Kebijakan pemerintah untuk Papua seolah-olah selalu mencari penguatan dari waktu ke waktu. Namun, pemerintah sebagai pihak yang memiliki kewenangan mengatur negara Indonesia, perlu memosisikan diri sebagai inisiator, kolaborator, dan katalisator dalam upaya menciptakan dan menjunjung tinggi keadilan dan kebebasan dari penindasan yang menjadi tuntutan dasar Papua.

Resolusi Konflik

Resolusi konflik merupakan suatu bentuk usaha untuk menangani sebab-sebab konflik dan berusaha membangun hubungan baru yang bisa tahan lama di antara pihak-pihak yang berkonflik.

Konflik di Papua tidak perlu melalui pendekatan militer. Penanganan konflik dengan cara militeristik harus diubah. Tidak zamannya lagi kita pertahankan pendekatan militeristik. Terbukti pendekatan ini sudah tidak membawa perubahan dan keadaan aman bagi Papua.

Pendekatan lain, melalui kebijakan-kebijakan pemerintah Iindonesia juga tidak meredahkan konflik. Otonomi Khusus, misalnya atau kebijakan lain yang diberikan demi meredan situasi konflik kekerasan, hampir tidak dapat memberikan hal positif. Terbukti, walaupun dari kebijakan ganti kebijakan atau program demi program diluncurkan ke Papua tetapi itu semua bagai kena kosong.

Melihat tingginya tingkat kompleksitas persoalan konflik yang terjadi di Papua, jalan terbaik adalah mengoptimalkan kemauan rakyat dengan pendekatan hati. Pendekatan dengan hati yang intensif dinilai menjadi salah satu alternative. Yang terbaik adalah hadir mendengar keprihatinan dan kamauan rakyat Papua dari hati ke hati.

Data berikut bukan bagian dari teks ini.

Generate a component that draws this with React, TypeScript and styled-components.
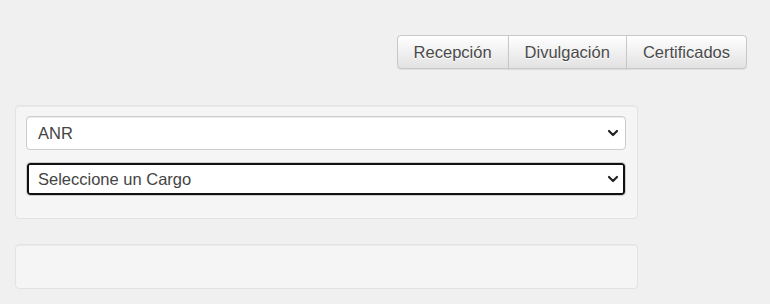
import styled, { createGlobalStyle } from "styled-components";

const GlobalStyle = createGlobalStyle`
  html, body {
    margin: 0;
    padding: 0;
    background: #f0f0f0;
    font-family: "Liberation Sans", Arial, sans-serif;
    color: #555;
  }
  * {
    box-sizing: border-box;
  }
`;

const StyledPage = styled.div`
  width: 770px;
  height: 304px;
  padding-top: 35px;
  overflow: hidden;
`;

const StyledToolbar = styled.div`
  display: flex;
  justify-content: flex-end;
  padding-right: 23px;
`;

const StyledButtonGroup = styled.div`
  display: flex;
`;

const StyledButton = styled.button<{ $first?: boolean; $last?: boolean }>`
  height: 34px;
  padding: 0 16px;
  margin-left: ${(props) => (props.$first ? "0" : "-1px")};
  font-family: "Liberation Sans", Arial, sans-serif;
  font-size: 16.5px;
  color: #4a4a4a;
  text-shadow: 0 1px 0 #fff;
  background: linear-gradient(to bottom, #ffffff 0%, #e2e2e2 100%);
  border: 1px solid #c8c8c8;
  border-radius: ${(props) =>
    props.$first ? "4px 0 0 4px" : props.$last ? "0 4px 4px 0" : "0"};
  box-shadow: inset 0 1px 0 rgba(255, 255, 255, 0.15),
    0 1px 1px rgba(0, 0, 0, 0.075);
  cursor: pointer;
`;

const StyledWell = styled.div<{ $height?: number }>`
  width: 623px;
  margin-left: 15px;
  padding: 10px;
  background: #f5f5f5;
  border: 1px solid #e3e3e3;
  border-radius: 4px;
  box-shadow: inset 0 1px 1px rgba(0, 0, 0, 0.05);
  min-height: ${(props) => (props.$height ? `${props.$height}px` : "0")};
`;

const StyledFormWell = styled(StyledWell)`
  margin-top: 36px;
  padding-bottom: 10px;
`;

const StyledEmptyWell = styled(StyledWell)`
  margin-top: 25px;
`;

const StyledField = styled.div`
  position: relative;
  margin-bottom: 12px;
`;

const StyledSelect = styled.select<{ $focused?: boolean }>`
  display: block;
  width: 600px;
  height: 34px;
  padding: 0 36px 0 11px;
  appearance: none;
  font-family: "Liberation Sans", Arial, sans-serif;
  font-size: 16.5px;
  color: #444;
  background: #fff;
  border: 1px solid #ccc;
  border-radius: 4px;
  box-shadow: ${(props) =>
    props.$focused ? "inset 0 0 0 2px #111" : "inset 0 1px 1px rgba(0,0,0,.075)"};
  outline: none;
`;

const StyledChevron = styled.svg`
  position: absolute;
  right: 8px;
  top: 50%;
  margin-top: -4px;
  pointer-events: none;
`;

const Chevron = () => (
  <StyledChevron width="12" height="8" viewBox="0 0 12 8">
    <path
      d="M2 2 L6 6 L10 2"
      fill="none"
      stroke="#222"
      strokeWidth="2.2"
      strokeLinecap="round"
      strokeLinejoin="round"
    />
  </StyledChevron>
);

export default function App() {
  return (
    <StyledPage>
      <GlobalStyle />
      <StyledToolbar>
        <StyledButtonGroup>
          <StyledButton $first>Recepción</StyledButton>
          <StyledButton>Divulgación</StyledButton>
          <StyledButton $last>Certificados</StyledButton>
        </StyledButtonGroup>
      </StyledToolbar>
      <StyledFormWell>
        <StyledField>
          <StyledSelect defaultValue="anr">
            <option value="anr">ANR</option>
          </StyledSelect>
          <Chevron />
        </StyledField>
        <StyledField>
          <StyledSelect $focused defaultValue="">
            <option value="">Seleccione un Cargo</option>
          </StyledSelect>
          <Chevron />
        </StyledField>
      </StyledFormWell>
      <StyledEmptyWell $height={45} />
    </StyledPage>
  );
}
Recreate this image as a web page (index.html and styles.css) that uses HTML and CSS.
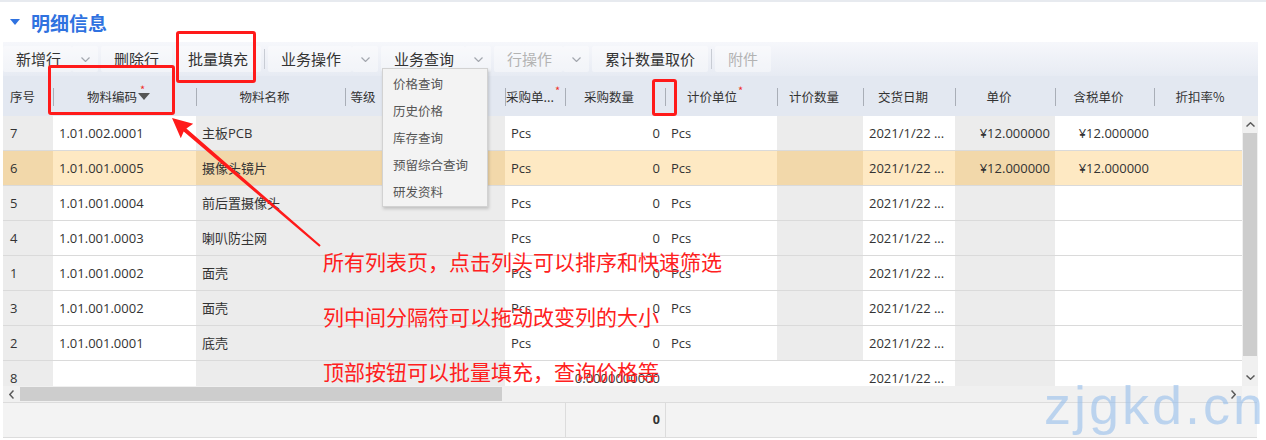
FILE: index.html
```html
<!DOCTYPE html>
<html lang="zh-CN">
<head>
    <meta charset="UTF-8">
    <title>明细信息</title>
    <link rel="stylesheet" href="styles.css">
</head>
<body>
<div class="page">
    <div class="topline"></div>
    <h2 class="section-title"><span class="caret"></span>明细信息</h2>

    <div class="grid">
        <div class="toolbar">
            <div class="split">
                <button class="btn main">新增行</button>
                <button class="btn drop"><svg class="chev" width="9" height="5" viewBox="0 0 9 5"><polyline points="0.5,0.5 4.5,4.5 8.5,0.5"/></svg></button>
            </div>
            <button class="btn">删除行</button>
            <button class="btn">批量填充</button>
            <span class="tb-sep"></span>
            <div class="split">
                <button class="btn main">业务操作</button>
                <button class="btn drop"><svg class="chev" width="9" height="5" viewBox="0 0 9 5"><polyline points="0.5,0.5 4.5,4.5 8.5,0.5"/></svg></button>
            </div>
            <div class="split">
                <button class="btn main">业务查询</button>
                <button class="btn drop"><svg class="chev" width="9" height="5" viewBox="0 0 9 5"><polyline points="0.5,0.5 4.5,4.5 8.5,0.5"/></svg></button>
            </div>
            <div class="split">
                <button class="btn main disabled">行操作</button>
                <button class="btn drop"><svg class="chev" width="9" height="5" viewBox="0 0 9 5"><polyline points="0.5,0.5 4.5,4.5 8.5,0.5"/></svg></button>
            </div>
            <button class="btn">累计数量取价</button>
            <span class="tb-sep"></span>
            <button class="btn disabled">附件</button>
        </div>

        <div class="thead">
            <div class="th left">序号</div>
            <div class="th">物料编码<span class="sort-wrap"><span class="req">*</span><span class="sort"></span></span></div>
            <div class="th">物料名称</div>
            <div class="th">等级</div>
            <div class="th">批号</div>
            <div class="th left">采购单...<span class="req">*</span></div>
            <div class="th">采购数量</div>
            <div class="th">计价单位<span class="req">*</span></div>
            <div class="th">计价数量</div>
            <div class="th">交货日期</div>
            <div class="th">单价</div>
            <div class="th">含税单价</div>
            <div class="th">折扣率%</div>
        </div>

        <div class="tbody-wrap">
            <div class="tbody">
                <div class="row">
                    <div class="cell g">7</div>
                    <div class="cell">1.01.002.0001</div>
                    <div class="cell g">主板PCB</div>
                    <div class="cell g"></div>
                    <div class="cell g"></div>
                    <div class="cell">Pcs</div>
                    <div class="cell num">0</div>
                    <div class="cell">Pcs</div>
                    <div class="cell g"></div>
                    <div class="cell">2021/1/22 ...</div>
                    <div class="cell g num">¥12.000000</div>
                    <div class="cell num">¥12.000000</div>
                    <div class="cell"></div>
                </div>
                <div class="row sel">
                    <div class="cell g">6</div>
                    <div class="cell">1.01.001.0005</div>
                    <div class="cell g">摄像头镜片</div>
                    <div class="cell g"></div>
                    <div class="cell g"></div>
                    <div class="cell">Pcs</div>
                    <div class="cell num">0</div>
                    <div class="cell">Pcs</div>
                    <div class="cell g"></div>
                    <div class="cell">2021/1/22 ...</div>
                    <div class="cell g num">¥12.000000</div>
                    <div class="cell num">¥12.000000</div>
                    <div class="cell"></div>
                </div>
                <div class="row">
                    <div class="cell g">5</div>
                    <div class="cell">1.01.001.0004</div>
                    <div class="cell g">前后置摄像头</div>
                    <div class="cell g"></div>
                    <div class="cell g"></div>
                    <div class="cell">Pcs</div>
                    <div class="cell num">0</div>
                    <div class="cell">Pcs</div>
                    <div class="cell g"></div>
                    <div class="cell">2021/1/22 ...</div>
                    <div class="cell g"></div>
                    <div class="cell"></div>
                    <div class="cell"></div>
                </div>
                <div class="row">
                    <div class="cell g">4</div>
                    <div class="cell">1.01.001.0003</div>
                    <div class="cell g">喇叭防尘网</div>
                    <div class="cell g"></div>
                    <div class="cell g"></div>
                    <div class="cell">Pcs</div>
                    <div class="cell num">0</div>
                    <div class="cell">Pcs</div>
                    <div class="cell g"></div>
                    <div class="cell">2021/1/22 ...</div>
                    <div class="cell g"></div>
                    <div class="cell"></div>
                    <div class="cell"></div>
                </div>
                <div class="row">
                    <div class="cell g">1</div>
                    <div class="cell">1.01.001.0002</div>
                    <div class="cell g">面壳</div>
                    <div class="cell g"></div>
                    <div class="cell g"></div>
                    <div class="cell">Pcs</div>
                    <div class="cell num">0</div>
                    <div class="cell">Pcs</div>
                    <div class="cell g"></div>
                    <div class="cell">2021/1/22 ...</div>
                    <div class="cell g"></div>
                    <div class="cell"></div>
                    <div class="cell"></div>
                </div>
                <div class="row">
                    <div class="cell g">3</div>
                    <div class="cell">1.01.001.0002</div>
                    <div class="cell g">面壳</div>
                    <div class="cell g"></div>
                    <div class="cell g"></div>
                    <div class="cell">Pcs</div>
                    <div class="cell num">0</div>
                    <div class="cell">Pcs</div>
                    <div class="cell g"></div>
                    <div class="cell">2021/1/22 ...</div>
                    <div class="cell g"></div>
                    <div class="cell"></div>
                    <div class="cell"></div>
                </div>
                <div class="row">
                    <div class="cell g">2</div>
                    <div class="cell">1.01.001.0001</div>
                    <div class="cell g">底壳</div>
                    <div class="cell g"></div>
                    <div class="cell g"></div>
                    <div class="cell">Pcs</div>
                    <div class="cell num">0</div>
                    <div class="cell">Pcs</div>
                    <div class="cell g"></div>
                    <div class="cell">2021/1/22 ...</div>
                    <div class="cell g"></div>
                    <div class="cell"></div>
                    <div class="cell"></div>
                </div>
                <div class="row">
                    <div class="cell g">8</div>
                    <div class="cell"></div>
                    <div class="cell g"></div>
                    <div class="cell g"></div>
                    <div class="cell g"></div>
                    <div class="cell"></div>
                    <div class="cell num">0.0000000000</div>
                    <div class="cell"></div>
                    <div class="cell"></div>
                    <div class="cell">2021/1/22 ...</div>
                    <div class="cell g"></div>
                    <div class="cell"></div>
                    <div class="cell"></div>
                </div>
            </div>
            <div class="vscroll">
                <div class="sb-arrow"><svg width="9" height="5" viewBox="0 0 9 5"><polyline points="0.5,4.5 4.5,0.8 8.5,4.5"/></svg></div>
                <div class="sb-thumb"></div>
                <div class="sb-fill"></div>
                <div class="sb-arrow"><svg width="9" height="5" viewBox="0 0 9 5"><polyline points="0.5,0.5 4.5,4.2 8.5,0.5"/></svg></div>
            </div>
        </div>

        <div class="hscroll-row">
            <div class="hscroll">
                <div class="sb-arrow"><svg width="5" height="9" viewBox="0 0 5 9"><polyline points="4.5,0.5 0.8,4.5 4.5,8.5"/></svg></div>
                <div class="sb-thumb"></div>
                <div class="sb-fill"></div>
                <div class="sb-arrow"><svg width="5" height="9" viewBox="0 0 5 9"><polyline points="0.5,0.5 4.2,4.5 0.5,8.5"/></svg></div>
            </div>
            <div class="sb-corner"></div>
        </div>

        <div class="tfoot">
            <div class="fcell"></div>
            <div class="fcell total">0</div>
            <div class="fcell"></div>
        </div>
    </div>

    <!-- 下拉菜单 -->
    <div class="menu">
        <div class="menu-item">价格查询</div>
        <div class="menu-item">历史价格</div>
        <div class="menu-item">库存查询</div>
        <div class="menu-item">预留综合查询</div>
        <div class="menu-item">研发资料</div>
    </div>

    <!-- 标注 -->
    <div class="mark mark-fill"></div>
    <div class="mark mark-code"></div>
    <div class="mark mark-sep"></div>
    <svg class="arrow" width="1266" height="440" viewBox="0 0 1266 440">
        <polygon points="172,118 193.2,123.8 186.4,128.4 320.7,245.3 319.3,246.8 183.7,131.6 180.8,138.2"/>
    </svg>
    <div class="notes">
        <div>所有列表页，点击列头可以排序和快速筛选</div>
        <div>列中间分隔符可以拖动改变列的大小</div>
        <div>顶部按钮可以批量填充，查询价格等</div>
    </div>

    <div class="watermark">zjgkd.cn</div>
</div>
</body>
</html>
```

FILE: styles.css
```css
body {
    margin: 0;
    font-family: "Open Sans", "Noto Sans CJK SC", sans-serif;
    color: #333;
    background: #fff;
}

.page {
    position: relative;
    width: 1266px;
    height: 440px;
    overflow: hidden;
}

.topline {
    height: 2px;
    background: #e7eaef;
}

.section-title {
    display: flex;
    align-items: center;
    height: 40px;
    margin: 0;
    padding-left: 10px;
    font-family: "Noto Sans CJK SC", sans-serif;
    font-size: 19px;
    font-weight: bold;
    color: #2f72e0;
}

.caret {
    width: 0;
    height: 0;
    margin-right: 11px;
    border-left: 5.5px solid transparent;
    border-right: 5.5px solid transparent;
    border-top: 6px solid #2f72e0;
}

.grid {
    width: 1255px;
    margin-left: 3px;
}

/* toolbar */
.toolbar {
    display: flex;
    align-items: center;
    gap: 3px;
    height: 34px;
    background: linear-gradient(#f6f7fb, #e7ebf3);
}

.split {
    display: flex;
}

.btn {
    height: 26px;
    padding: 0 13px;
    border: none;
    border-radius: 2px;
    background: rgba(255, 255, 255, 0.4);
    font-family: "Noto Sans CJK SC", sans-serif;
    font-size: 15px;
    color: #333;
    line-height: 26px;
}

.btn.main {
    padding-right: 11px;
}

.btn.drop {
    display: flex;
    align-items: center;
    justify-content: center;
    width: 26px;
    padding: 0;
}

.btn.disabled {
    color: #b3b3b3;
}

.chev polyline {
    fill: none;
    stroke: #a3a7ae;
    stroke-width: 1.2;
}

.tb-sep {
    width: 1px;
    height: 20px;
    background: #c8ccd4;
}

/* header */
.thead,
.row {
    display: grid;
    grid-template-columns: 50px 143px 149px 48px 112px 60px 100px 112px 86px 92px 100px 99px 88px;
}

.thead {
    grid-template-columns: 50px 143px 149px 48px 112px 60px 100px 112px 86px 92px 100px 99px 104px;
    height: 40px;
    background: #e3e8f1;
    font-family: "Noto Sans CJK SC", sans-serif;
    font-size: 12.5px;
}

.th {
    position: relative;
    display: flex;
    align-items: center;
    justify-content: center;
    padding-right: 12px;
    white-space: nowrap;
}

.th + .th::before {
    content: "";
    position: absolute;
    left: 0;
    top: 12px;
    width: 1px;
    height: 18px;
    background: #a9aeb7;
}

.th.left {
    justify-content: flex-start;
    padding: 0 0 0 7px;
}

.th.left + .th.left,
.th:nth-child(6) {
    padding-left: 1px;
}

.req {
    position: relative;
    top: -6px;
    margin-left: 1px;
    font-size: 11px;
    color: #f0302a;
}

.sort-wrap {
    position: relative;
    display: inline-block;
    width: 12px;
    height: 7px;
    margin-left: 1px;
}

.sort-wrap .req {
    position: absolute;
    top: -12px;
    left: 2px;
    margin: 0;
}

.sort {
    position: absolute;
    left: 0;
    top: 0;
    border-left: 6px solid transparent;
    border-right: 6px solid transparent;
    border-top: 7px solid #555;
}

/* body */
.tbody-wrap {
    display: flex;
    height: 270px;
}

.tbody {
    width: 1239px;
    height: 270px;
    overflow: hidden;
    font-size: 13px;
}

.row {
    height: 34px;
    border-bottom: 1px solid #dadada;
}

.cell {
    padding: 0 6px;
    line-height: 34px;
    white-space: nowrap;
    overflow: hidden;
    background: #fff;
}

.cell:first-child {
    padding-left: 7px;
}

.cell.g {
    background: #ececec;
}

.cell.num {
    text-align: right;
    padding-right: 5px;
}

.row.sel .cell {
    background: #fee9c3;
}

.row.sel .cell.g {
    background: #f2d8aa;
}

/* scrollbars */
.vscroll {
    display: flex;
    flex-direction: column;
    width: 16px;
    background: #f0f0f0;
}

.vscroll .sb-arrow {
    height: 17px;
}

.vscroll .sb-thumb {
    height: 223px;
    margin: 0 1px;
    background: #cdcdcd;
}

.sb-fill {
    flex: 1;
}

.sb-arrow {
    display: flex;
    align-items: center;
    justify-content: center;
}

.sb-arrow polyline {
    fill: none;
    stroke: #5a5a5a;
    stroke-width: 1.5;
}

.hscroll-row {
    display: flex;
    height: 16px;
}

.hscroll {
    display: flex;
    width: 1239px;
    background: #f0f0f0;
}

.hscroll .sb-arrow {
    width: 17px;
}

.hscroll .sb-thumb {
    width: 482px;
    margin: 1px 0;
    background: #cdcdcd;
}

.sb-corner {
    width: 16px;
    background: #f4f4f4;
}

/* footer */
.tfoot {
    display: grid;
    grid-template-columns: 562px 100px 1fr;
    height: 34px;
    width: 1254px;
    border-top: 1px solid #dcdcdc;
    border-bottom: 1px solid #dcdcdc;
    background: #f3f3f3;
    font-size: 12.5px;
}

.fcell + .fcell {
    border-left: 1px solid #dcdcdc;
}

.fcell.total {
    text-align: right;
    padding-right: 5px;
    line-height: 34px;
    font-weight: bold;
}

/* dropdown menu */
.menu {
    position: absolute;
    left: 382px;
    top: 68px;
    width: 106px;
    height: 139px;
    padding-top: 1px;
    box-sizing: border-box;
    border: 1px solid #d2d2d2;
    background: #f3f3f3;
    box-shadow: 1px 2px 3px rgba(0, 0, 0, 0.18);
    font-family: "Noto Sans CJK SC", sans-serif;
    font-size: 12.5px;
    color: #555;
}

.menu-item {
    height: 27px;
    line-height: 27px;
    padding-left: 10px;
}

/* annotations */
.mark {
    position: absolute;
    box-sizing: border-box;
    border: 3px solid #ff1a1a;
    border-radius: 3px;
}

.mark-fill {
    left: 176px;
    top: 31px;
    width: 80px;
    height: 52px;
}

.mark-code {
    left: 48px;
    top: 65px;
    width: 127px;
    height: 50px;
}

.mark-sep {
    left: 652px;
    top: 79px;
    width: 25px;
    height: 37px;
}

.arrow {
    position: absolute;
    left: 0;
    top: 0;
}

.arrow polygon {
    fill: #ff1a1a;
}

.notes {
    position: absolute;
    left: 323px;
    top: 247px;
    display: flex;
    flex-direction: column;
    gap: 27px;
    font-family: "Noto Sans CJK SC", sans-serif;
    font-size: 21px;
    line-height: 28px;
    color: #ff2020;
    white-space: nowrap;
}

.watermark {
    position: absolute;
    left: 1044px;
    top: 378px;
    font-family: "Liberation Sans", sans-serif;
    font-size: 54px;
    line-height: 54px;
    letter-spacing: 3px;
    color: rgba(150, 190, 235, 0.6);
}
```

Tidak cukup kalau hanya hadir dan mendengarkan, lebih dari itu adalah merealisasikan dan mewujudkan kemauan mereka (rakyat Papua) dalam kehidupan di Papua. Semuanya ini demi penegakkan situasi Papua yang adil dan damai. Maka komitmen pemerintah demi keberpihakan bagi kemauan rakyat Papua harus mendapatkan posisi teratas.